A few contributing factors motivated me to finally pull the trigger on this little budget gaming build. My fiancé’s laptop was really showing it's age at about 8 years old, even as just a web-surfing/netflix machine for our small apartment living room. Not only that, but my Dell XPS 630i from when I started college in 2008 recently started freezing/shutting down with no warning, and hence, showing it’s considerable age as well. Due to this, I'd been taking my laptop back and forth from work constantly as it's the only thing capable of playing games decently with it's GTX 960M (her laptop has onboard graphics, my old desktop has a GTX 550 ti). This worried me, as I'm planning on biking to work through the Minnesota winter this year for the first time, and I feel like I'll be falling more than usual, so I don't want to endanger my laptop any more than I have to. Finally, I've also been able to get the fiancé into some local co-op games recently, and we've had a lot of fun with those ( Lovers in a Dangerous Spacetime, Cook, Serve, Delicious, etc.) so I wanted something to be able to keep playing those, while also satisfying my desire for Dark Souls 2, Skyrim and Xcom. However, being a graduate student (#PoorLifeChoices) I did not have a lot of cash to throw around, so I wanted to keep the budget to $700 or below.

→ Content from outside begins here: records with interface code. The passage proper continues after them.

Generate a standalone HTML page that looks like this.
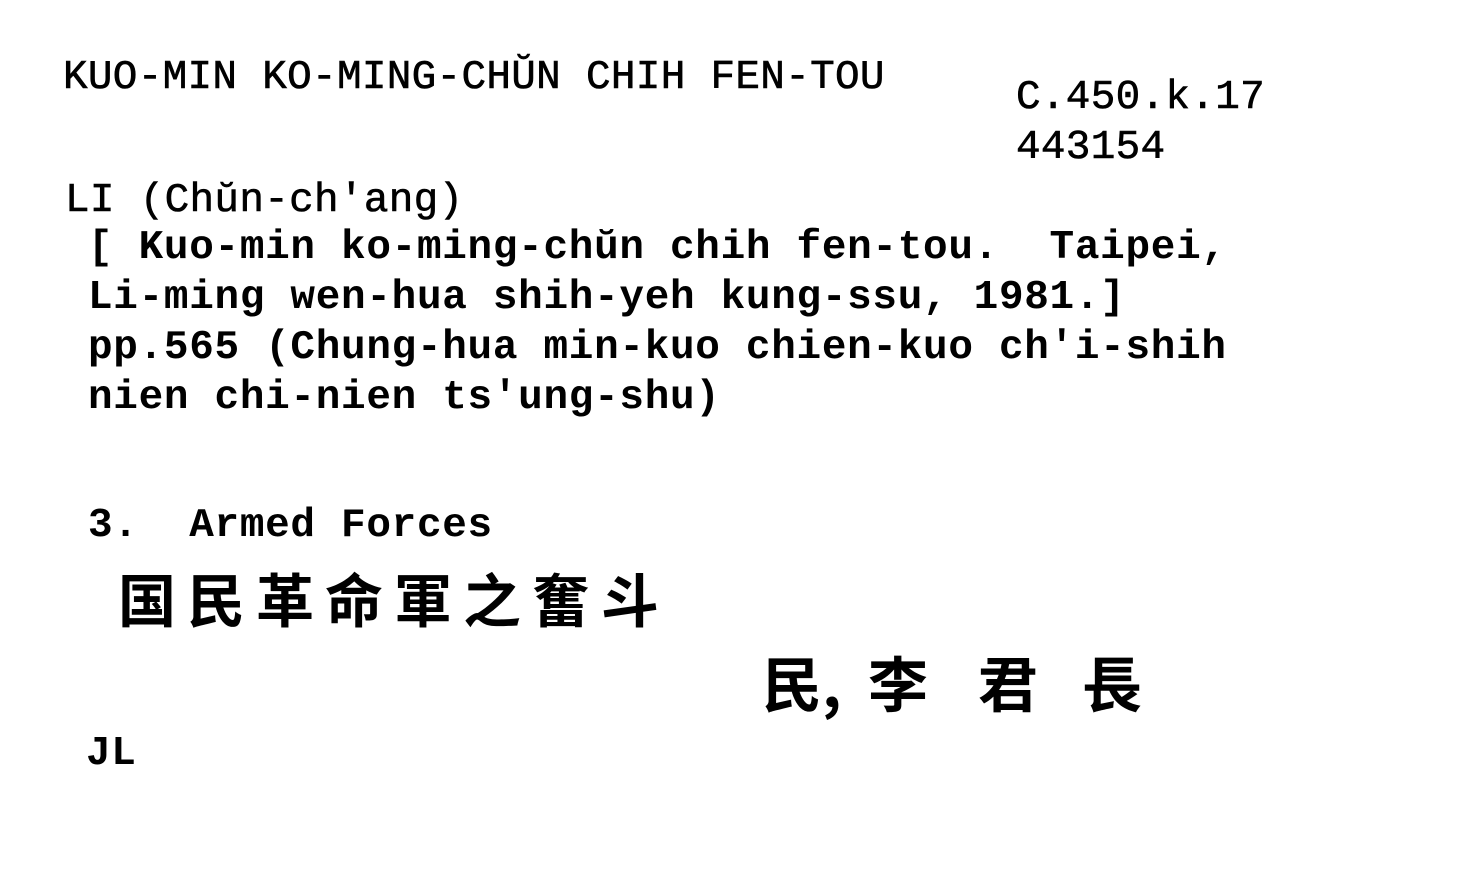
<!DOCTYPE html>
<html><head><meta charset="utf-8"><style>
html,body{margin:0;padding:0;background:#fff;}
body{width:1480px;height:887px;position:relative;overflow:hidden;}
.t{position:absolute;font-family:"Liberation Mono",monospace;font-size:41px;line-height:1;color:#000;white-space:pre;letter-spacing:0.3px;-webkit-text-stroke:0.6px #000;}
.b{font-weight:bold;letter-spacing:0.7px;-webkit-text-stroke:0;}
.c{position:absolute;font-family:"Noto Sans CJK SC","Noto Serif CJK SC",sans-serif;font-weight:bold;color:#000;line-height:1;white-space:pre;}
</style></head><body>
<div class="t" style="left:63px;top:58px;">KUO-MIN KO-MING-CHŬN CHIH FEN-TOU</div>
<div class="t" style="left:1016px;top:78px;">C.450.k.17</div>
<div class="t" style="left:1016px;top:128px;">443154</div>
<div class="t" style="left:65px;top:181px;">LI (Chŭn-ch'ang)</div>
<div class="t b" style="left:88px;top:228px;">[ Kuo-min ko-ming-chŭn chih fen-tou.  Taipei,</div>
<div class="t b" style="left:88px;top:278px;">Li-ming wen-hua shih-yeh kung-ssu, 1981.]</div>
<div class="t b" style="left:88px;top:328px;">pp.565 (Chung-hua min-kuo chien-kuo ch'i-shih</div>
<div class="t b" style="left:88px;top:378px;">nien chi-nien ts'ung-shu)</div>
<div class="t b" style="left:88px;top:506px;">3.  Armed Forces</div>
<div class="c" style="left:118px;top:568px;font-size:58px;letter-spacing:11px;">国民革命軍之奮斗</div>
<div class="c" style="left:762px;top:652px;font-size:60px;">民,</div>
<div class="c" style="left:868px;top:652px;font-size:60px;">李</div>
<div class="c" style="left:978px;top:652px;font-size:60px;">君</div>
<div class="c" style="left:1082px;top:652px;font-size:60px;">長</div>
<div class="t b" style="left:86px;top:734px;">JL</div>
</body></html>
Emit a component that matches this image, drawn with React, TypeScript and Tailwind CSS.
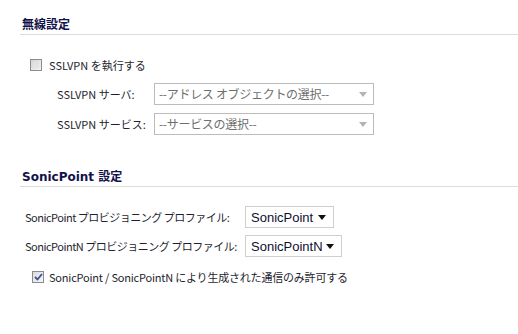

Actually building it was an adventure, and I actually loved every minute of the 5 hour process. After getting the pin polarity mixed up on the power button/reset button pins (the arrow means + lead on two-pin cables for the Elite 130 case, for anyone interested), placing the HDD on the bottom mount position, making it impossible to plug in SATA cables on the motherboard, and I think plugging the peripherals Molex power cable into the motherboard incorrectly, resulting in un-responsive fans (I'm still not 100% sure what that other end is supposed to plug into), I had a working PC. Cable-management was a bit of a beast, as I anticipated, but I'm glad I at least shelled out for the semi-modular power supply, because I think it would have been a lot uglier (and congested) otherwise. I'm more concerned here with airflow than with any aesthetic considerations, as you can't really see much of anything through the case. I ultimately went with the Cooler Master Elite 130 because it had an optical drive port, where many other mITX cases did not. Then, it all came down to dimensions, as the 15" depth was just right for the shelf, and it was not too tall for the 12" shelf above it.
The build is small, to fit like a media center for netflix and web-surfing on our entertainment shelf, but packing some decent graphical and processing capabilities for more demanding games as well. I'm very, very happy with everything about this build right now. Though I went just a little over budget on paper (I have a $15 rebate still coming for the power supply, but then there's tax, too) I'm quite satisfied with what I got for the money, and the experience of doing it this first time made it even more worth it! I'll post more reviews as I get to actually testing the system.
Fantastic mITX motherboard to work with and performs well for the price.
Definitely limits your CPU cooler height significantly with how the power supply is mounted, and the cable management can be really tricky, but all in all I loved building in this case, and it fits my build well.